Monday, November 16, 2015

Kids Who Face Criminal Charges Are More Likely To Die Young


The horrors juveniles suffer in adults prisons -- including high recidivism rates and the abuse they suffer at the hands of correctional officers and fellow prisoners -- has been well-documented, in this publication and others.


But sadly, these juveniles' lives are in danger long before they ever reach a cell block. Young offenders who are transferred to adult court are three times more likely to die early than someone of the same age in the general population, according to a longitudinal study published this month in the American Journal of Preventative Medicine. 


"Any involvement with the criminal justice system increased the chance of mortality," lead study author Matthew Aalsma, an associate professor of pediatrics at Indiana University, told The Huffington Post.


The more severe the punishment a youth offender faced, the greater the likelihood he would die early, Aalsma explained. Most of the time, he noted, the kids died by homicide.


The study compared electronic criminal justice records and health records of almost 50,000 10- to 18-year-old offenders in Marion County, Indiana, between 1999 and 2011, finding a direct link between involvement in the justice system and early death.


The study broke criminal justice involvement into four categories of increasing seriousness: arrest, detainment in a country-run detention center (for an average of two weeks), incarceration, and transfer to adult court.


Among these groups, arrested youth had the lowest mortality rates and were 1.5 times more likely to die early than kids of the same age who had never been arrested. Detained offenders faced even worse odds, followed by those who were incarcerated. Youth transferred to adult court were at the greatest risk, proving three times more likely to die young after being released than the general population.  



Any involvement with the criminal justice system increased the chance of mortality



For black men, the association was especially strong. Of the 518 individuals who died during the study period, 56 percent were black and 84 percent were boys and men. The most common age of death was between 19 and 21 years old.  


"Simply being involved in the criminal justice system changes how a youth sees himself, how a community sees itself," Aalsma said. "Each time you’re taken out of the community and put in detention, incarcerated, jailed, it loosens the social bonds," he said. "Think about a 16-year-old. He's not going to school. If he was in therapy, he's not going to therapy anymore."


According to a 2011 report by the National Center on Juvenile Justice, roughly a quarter-million juveniles are transferred to adult court each year. In 2007, for example, 247,000 juveniles in the U.S. ended up in adult court because of state age jurisdiction laws (such as statutes in New York and North Carolina that require 16- and 17-year-olds to be considered adults in criminal cases). Another 8,500 juveniles were transferred to the adult system based on transfer law -- judicial decisions made because of the nature of the crime or at the discretion of a prosecutor -- that same year. Nine states currently prosecute 17-year-olds as adults no matter the charge.


There's a pervasive misperception that juvenile detention is rehabilitative, when in reality, it usually has the opposite effect.
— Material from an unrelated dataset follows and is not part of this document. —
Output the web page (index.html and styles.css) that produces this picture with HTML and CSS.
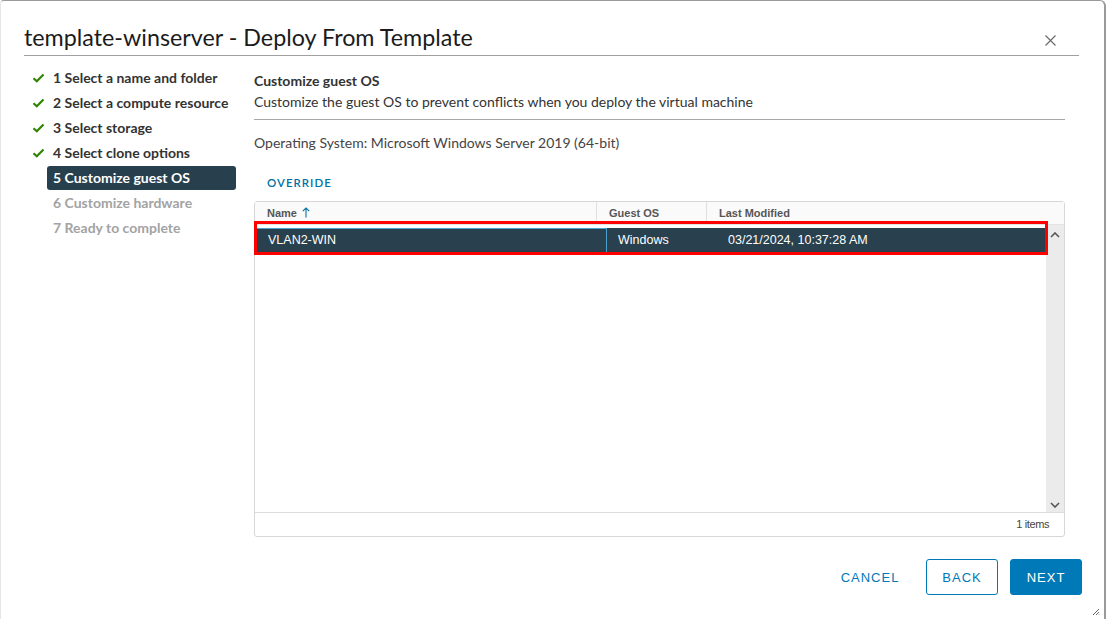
FILE: index.html
```html
<!DOCTYPE html>
<html>
<head>
<meta charset="utf-8">
<link rel="stylesheet" href="styles.css">
</head>
<body>
<div class="modal">
  <div class="header">
    <h1 class="title">template-winserver - Deploy From Template</h1>
    <svg class="close" width="11" height="11" viewBox="0 0 11 11"><path d="M0.5 0.5 L10.5 10.5 M10.5 0.5 L0.5 10.5" stroke="#666" stroke-width="1.1" fill="none"/></svg>
  </div>
  <div class="body">
    <ul class="steps">
      <li class="step done"><svg class="check" viewBox="0 0 12 10" width="12" height="10"><path d="M1 5.2 L4.3 8.3 L11 1.5" stroke="#2f8400" stroke-width="2.2" fill="none"/></svg><span>1 Select a name and folder</span></li>
      <li class="step done"><svg class="check" viewBox="0 0 12 10" width="12" height="10"><path d="M1 5.2 L4.3 8.3 L11 1.5" stroke="#2f8400" stroke-width="2.2" fill="none"/></svg><span>2 Select a compute resource</span></li>
      <li class="step done"><svg class="check" viewBox="0 0 12 10" width="12" height="10"><path d="M1 5.2 L4.3 8.3 L11 1.5" stroke="#2f8400" stroke-width="2.2" fill="none"/></svg><span>3 Select storage</span></li>
      <li class="step done"><svg class="check" viewBox="0 0 12 10" width="12" height="10"><path d="M1 5.2 L4.3 8.3 L11 1.5" stroke="#2f8400" stroke-width="2.2" fill="none"/></svg><span>4 Select clone options</span></li>
      <li class="step active"><span>5 Customize guest OS</span></li>
      <li class="step todo"><span>6 Customize hardware</span></li>
      <li class="step todo"><span>7 Ready to complete</span></li>
    </ul>
    <div class="content">
      <div class="page-head">
        <div class="page-title">Customize guest OS</div>
        <div class="page-sub">Customize the guest OS to prevent conflicts when you deploy the virtual machine</div>
      </div>
      <div class="os">Operating System: Microsoft Windows Server 2019 (64-bit)</div>
      <div class="override">OVERRIDE</div>
      <div class="grid">
        <div class="grid-head">
          <div class="col c1">Name <svg class="arrow" width="8" height="11" viewBox="0 0 8 11"><path d="M4 10.5 L4 1 M0.8 4.2 L4 1 L7.2 4.2" stroke="#0072a3" stroke-width="1.1" fill="none"/></svg></div>
          <div class="col c2">Guest OS</div>
          <div class="col c3">Last Modified</div>
        </div>
        <div class="grid-body">
          <div class="rows">
            <div class="row selected">
              <div class="cell c1">VLAN2-WIN</div>
              <div class="cell c2">Windows</div>
              <div class="cell c3">03/21/2024, 10:37:28 AM</div>
            </div>
            <div class="highlight"></div>
          </div>
          <div class="scrollbar">
            <svg width="10" height="6" viewBox="0 0 10 6"><path d="M1 5 L5 1 L9 5" stroke="#555" stroke-width="1.6" fill="none"/></svg>
            <svg width="10" height="6" viewBox="0 0 10 6"><path d="M1 1 L5 5 L9 1" stroke="#555" stroke-width="1.6" fill="none"/></svg>
          </div>
        </div>
        <div class="grid-foot">1 items</div>
      </div>
    </div>
  </div>
  <div class="footer">
    <button class="btn link">CANCEL</button>
    <button class="btn outline">BACK</button>
    <button class="btn primary">NEXT</button>
  </div>
  <svg class="grip" width="8" height="8" viewBox="0 0 8 8"><path d="M7 1 L1 7 M7 4 L4 7 M7 6.5 L6.5 7" stroke="#666" stroke-width="1" fill="none"/></svg>
</div>
</body>
</html>
```

FILE: styles.css
```css
html, body {
  margin: 0;
  padding: 0;
  background: #fff;
}
body {
  font-family: Lato, "Open Sans", sans-serif;
  color: #313131;
}
.modal {
  position: relative;
  width: 1103px;
  height: 618px;
  border-top: 1px solid #9a9a9a;
  border-right: 2px solid #9a9a9a;
  border-left: 1px solid #e6e6e6;
  border-radius: 4px 6px 0 0;
  display: flex;
  flex-direction: column;
  box-sizing: content-box;
}
.header {
  margin: 0 25px 0 23px;
  height: 55px;
  border-bottom: 1px solid #a0a0a0;
  display: flex;
  align-items: flex-end;
  justify-content: space-between;
  box-sizing: border-box;
}
.title {
  margin: 0 0 3px 0;
  font-size: 23.3px;
  font-weight: 400;
  line-height: 30px;
  color: #1b1b1b;
}
.close {
  margin: 0 23px 9px 0;
}
.body {
  display: flex;
  flex: 1;
  min-height: 0;
}
.steps {
  list-style: none;
  margin: 0;
  padding: 9px 0 0 31px;
  width: 205px;
  flex: none;
}
.step {
  display: flex;
  align-items: center;
  height: 25px;
  font-size: 14px;
  font-weight: 700;
  color: #333;
}
.step .check {
  width: 13px;
  margin-right: 8px;
}
.step.active, .step.todo {
  padding-left: 21px;
}
.step.active span {
  display: block;
  background: #28404d;
  color: #fff;
  margin-left: -6px;
  padding-left: 6px;
  width: 183px;
  height: 24px;
  line-height: 24px;
  border-radius: 3px;
}
.step.todo {
  color: #a3a3a3;
}
.content {
  flex: 1;
  margin-left: 17px;
  margin-right: 39px;
  display: flex;
  flex-direction: column;
}
.page-head {
  padding-top: 16px;
  border-bottom: 1px solid #a8a8a8;
  padding-bottom: 8px;
}
.page-title {
  font-size: 14px;
  font-weight: 700;
  color: #333;
  line-height: 18px;
}
.page-sub {
  font-size: 14px;
  color: #333;
  line-height: 18px;
  margin-top: 3px;
}
.os {
  font-size: 14px;
  color: #454545;
  margin-top: 14px;
  line-height: 18px;
}
.override {
  font-size: 11.5px;
  font-weight: 600;
  color: #0072a3;
  letter-spacing: 1px;
  margin: 24px 0 0 13px;
  line-height: 14px;
}
.grid {
  margin-top: 11px;
  height: 337px;
  border: 1px solid #d7d7d7;
  border-radius: 3px;
  display: flex;
  flex-direction: column;
  font-family: "Liberation Sans", Arial, sans-serif;
  box-sizing: border-box;
}
.grid-head {
  display: flex;
  height: 22px;
  background: #fafafa;
  border-bottom: 1px solid #e4e4e4;
  font-size: 11px;
  font-weight: 700;
  color: #565656;
  flex: none;
}
.col {
  line-height: 22px;
  padding-left: 12px;
  box-sizing: border-box;
}
.c1 { width: 342px; border-right: 1px solid #e0e0e0; }
.c2 { width: 110px; border-right: 1px solid #e0e0e0; }
.c3 { flex: 1; border-right: none; }
.arrow {
  margin-left: 2px;
  vertical-align: -1px;
}
.grid-body {
  flex: 1;
  display: flex;
  min-height: 0;
}
.rows {
  flex: 1;
  position: relative;
  padding: 3px 1px 0 1px;
}
.row {
  display: flex;
  height: 25px;
}
.row.selected {
  background: #29414e;
  color: #fff;
  font-size: 12.5px;
}
.cell {
  line-height: 25px;
  padding-left: 11px;
  box-sizing: border-box;
}
.row .c1 {
  width: 351px;
  border: 1px solid #49a3d0;
  line-height: 23px;
}
.row .c2 {
  width: 110px;
  border-right: none;
}
.row .c3 {
  padding-left: 11px;
}
.highlight {
  position: absolute;
  left: -1px;
  top: -4px;
  width: 794px;
  height: 34px;
  border: 3px solid #f00;
  box-sizing: border-box;
}
.scrollbar {
  width: 18px;
  background: #ebebeb;
  flex: none;
  display: flex;
  flex-direction: column;
  justify-content: space-between;
  align-items: center;
  padding: 7px 0 4px 0;
}
.grid-foot {
  height: 23px;
  border-top: 1px solid #dcdcdc;
  font-size: 11px;
  color: #444;
  text-align: right;
  line-height: 23px;
  padding-right: 15px;
  flex: none;
  letter-spacing: -0.4px;
}
.footer {
  height: 82px;
  display: flex;
  justify-content: flex-end;
  align-items: flex-start;
  padding: 22px 22px 0 0;
  box-sizing: border-box;
  gap: 12px;
}
.btn {
  height: 36px;
  font-family: "Liberation Sans", Arial, sans-serif;
  font-size: 13px;
  letter-spacing: 1px;
  border-radius: 3px;
  cursor: pointer;
  box-sizing: border-box;
}
.btn.link {
  background: transparent;
  border: 1px solid transparent;
  color: #0079b8;
  width: 84px;
  margin-right: 2px;
}
.btn.outline {
  background: #fff;
  border: 1px solid #0079b8;
  color: #0079b8;
  width: 72px;
}
.btn.primary {
  background: #0079b8;
  border: 1px solid #0079b8;
  color: #fff;
  width: 72px;
}
.grip {
  position: absolute;
  right: 4px;
  bottom: 3px;
}
```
A week in detention, six months in prison or years in the adult system can have a long-tail effect, making it that much harder for a juvenile offender to move on after being released.


"We lock them up and then we convince ourselves it's good for the kids too," Jeffrey Butts, the director of the research and evaluation center at  John Jay College of Criminal Justice, told the Center for Public Integrity in 2013. "There's nothing inherent about locking someone up and controlling their movement that is rehabilitative."
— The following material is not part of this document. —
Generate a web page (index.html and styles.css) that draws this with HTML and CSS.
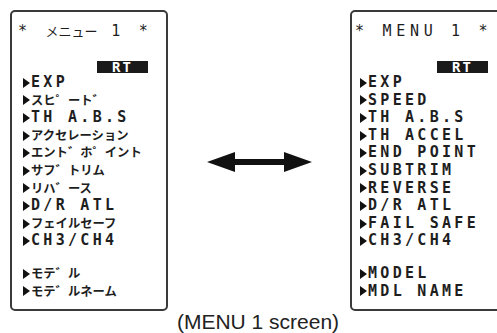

There are a few groups trying to make a difference. One is the Juvenile Detention Alternative Initiative, which favors close supervision and community-based monitoring support systems to detention for youth who pose little or no risk to public safety. The program began in Baltimore two decades ago, and has expanded its reform efforts to 300 counties across 40 states. 


Aalsma hopes the new study will shed light on what is ultimately a distressing public health crisis. "I don’t know how to make an emotional plea with a research study," he said. "We clearly need to do a better job in caring for our youth."